Let the steak come up to room temperature (so pull them out of the fridge about 1-2 hours before hand)
Use a HEAVY solid pan (lodge cast iron is a good cheap alternative)
Blast the pan until its smoking hot; gently oil the steak. I avoid using olive oil since it has a low smoking point. I usually use grapeseed oil or canola oil in a pinch. Salt and pepper the steak; sea salt or kosher salt is good for the large granules.
Put the steak in the searing hot pan for two minutes, so it develops a crust on it. Flip. 2 more minutes. Turn the heat down to medium/medium high and 1.5 mins on each side should bring you to a good medium rare for a medium cut steak. For a thick cut steak blast the oven at 450 before you start and toss the whole pan in there to finish the steak off.

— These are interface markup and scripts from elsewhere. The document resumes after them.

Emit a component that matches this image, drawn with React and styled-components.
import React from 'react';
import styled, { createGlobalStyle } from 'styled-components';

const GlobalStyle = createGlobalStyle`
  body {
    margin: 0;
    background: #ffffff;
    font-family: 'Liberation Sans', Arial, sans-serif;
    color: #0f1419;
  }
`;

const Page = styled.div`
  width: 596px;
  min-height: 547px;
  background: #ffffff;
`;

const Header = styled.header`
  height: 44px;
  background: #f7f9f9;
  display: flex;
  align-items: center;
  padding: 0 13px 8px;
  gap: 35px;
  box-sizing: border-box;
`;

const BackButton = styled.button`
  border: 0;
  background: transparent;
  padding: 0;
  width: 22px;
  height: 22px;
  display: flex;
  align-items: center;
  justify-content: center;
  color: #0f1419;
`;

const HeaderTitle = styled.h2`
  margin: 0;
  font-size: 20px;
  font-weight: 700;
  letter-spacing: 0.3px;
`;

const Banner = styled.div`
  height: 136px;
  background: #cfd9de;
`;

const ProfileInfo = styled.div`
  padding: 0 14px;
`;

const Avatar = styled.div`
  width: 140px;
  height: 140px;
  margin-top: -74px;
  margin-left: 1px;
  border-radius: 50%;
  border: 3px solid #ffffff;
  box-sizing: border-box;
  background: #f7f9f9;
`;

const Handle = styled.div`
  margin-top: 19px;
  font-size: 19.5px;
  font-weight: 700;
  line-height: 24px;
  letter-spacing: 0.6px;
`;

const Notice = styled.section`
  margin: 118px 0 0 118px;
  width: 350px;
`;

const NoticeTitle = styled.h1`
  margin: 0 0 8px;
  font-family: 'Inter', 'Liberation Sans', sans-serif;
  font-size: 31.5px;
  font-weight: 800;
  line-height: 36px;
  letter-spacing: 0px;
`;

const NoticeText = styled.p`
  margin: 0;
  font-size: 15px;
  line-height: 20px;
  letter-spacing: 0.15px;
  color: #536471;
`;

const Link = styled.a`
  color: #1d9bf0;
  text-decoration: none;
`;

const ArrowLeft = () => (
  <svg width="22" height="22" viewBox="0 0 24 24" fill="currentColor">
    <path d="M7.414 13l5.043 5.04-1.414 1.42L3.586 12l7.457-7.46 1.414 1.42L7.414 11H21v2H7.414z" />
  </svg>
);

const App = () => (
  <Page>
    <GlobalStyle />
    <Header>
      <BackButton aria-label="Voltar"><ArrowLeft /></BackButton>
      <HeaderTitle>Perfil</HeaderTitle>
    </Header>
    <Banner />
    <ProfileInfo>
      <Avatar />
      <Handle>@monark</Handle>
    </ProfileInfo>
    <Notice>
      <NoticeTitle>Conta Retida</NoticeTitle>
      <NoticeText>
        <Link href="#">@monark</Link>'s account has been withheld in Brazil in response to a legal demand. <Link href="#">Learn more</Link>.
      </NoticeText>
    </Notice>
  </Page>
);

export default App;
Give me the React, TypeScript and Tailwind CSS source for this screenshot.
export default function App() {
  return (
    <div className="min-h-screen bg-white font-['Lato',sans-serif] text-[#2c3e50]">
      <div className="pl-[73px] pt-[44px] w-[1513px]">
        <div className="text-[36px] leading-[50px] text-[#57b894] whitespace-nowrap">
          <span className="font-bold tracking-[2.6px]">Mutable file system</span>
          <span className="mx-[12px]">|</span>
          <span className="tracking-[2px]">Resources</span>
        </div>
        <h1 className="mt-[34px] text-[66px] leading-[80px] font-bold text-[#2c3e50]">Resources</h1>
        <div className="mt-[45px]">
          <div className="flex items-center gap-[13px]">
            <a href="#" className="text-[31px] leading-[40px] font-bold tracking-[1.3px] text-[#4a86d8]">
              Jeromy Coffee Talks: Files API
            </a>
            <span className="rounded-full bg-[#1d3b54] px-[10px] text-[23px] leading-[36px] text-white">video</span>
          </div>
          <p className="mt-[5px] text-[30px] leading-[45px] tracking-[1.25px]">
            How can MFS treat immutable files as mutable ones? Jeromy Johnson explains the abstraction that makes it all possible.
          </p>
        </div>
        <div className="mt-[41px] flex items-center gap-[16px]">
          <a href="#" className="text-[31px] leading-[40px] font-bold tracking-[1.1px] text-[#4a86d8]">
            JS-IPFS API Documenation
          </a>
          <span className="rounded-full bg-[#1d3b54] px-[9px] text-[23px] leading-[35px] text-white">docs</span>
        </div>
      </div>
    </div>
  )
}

Let it rest for a few minutes before server so the juices can redistribute!
If using hanger or skirt steak cuts; marinate for a few hours to tenderize it; cut it on the bias and then serve.
Post # 13
I rub my steak with some garlic (powder or cloves or a nice garlic seasoning). I heat up the grill, and grill about 3 or 4 minutes each side (I like mine medium rare.. the redder, the better!). Steak is probably one of the easiest things to cook!! The more well done he likes it, the longer you should cook it.
Post # 14
I buy a nice cut of steak fresh from the market. I put it in an aluminum pan and turn the oven on to broil. My FI likes it with a steak rub and season all, I like mine with just salt. I put it in for about 5-10 mins on each side and then it’s done – medium rare. Comes out perfectly juicy.
Post # 15
Ohh I use a grill pan and season it with whatever I have at home just before it leaves the pan. I also make sure that the pan is smoking hot to not make it “leathery”. Also, with the steak: Don’t use too much oil, instead of frying it, it will boil in it.. :S
Post # 16
@alyssars1: Season it however you prefer, then either grill it until it’s cooked to preference and let rest for 5 minutes.
You could sear it in a pan at high heat for 4-5 minutes on each side and then finish off in the oven Where cooking time is determined by size of steak and preferred doneness.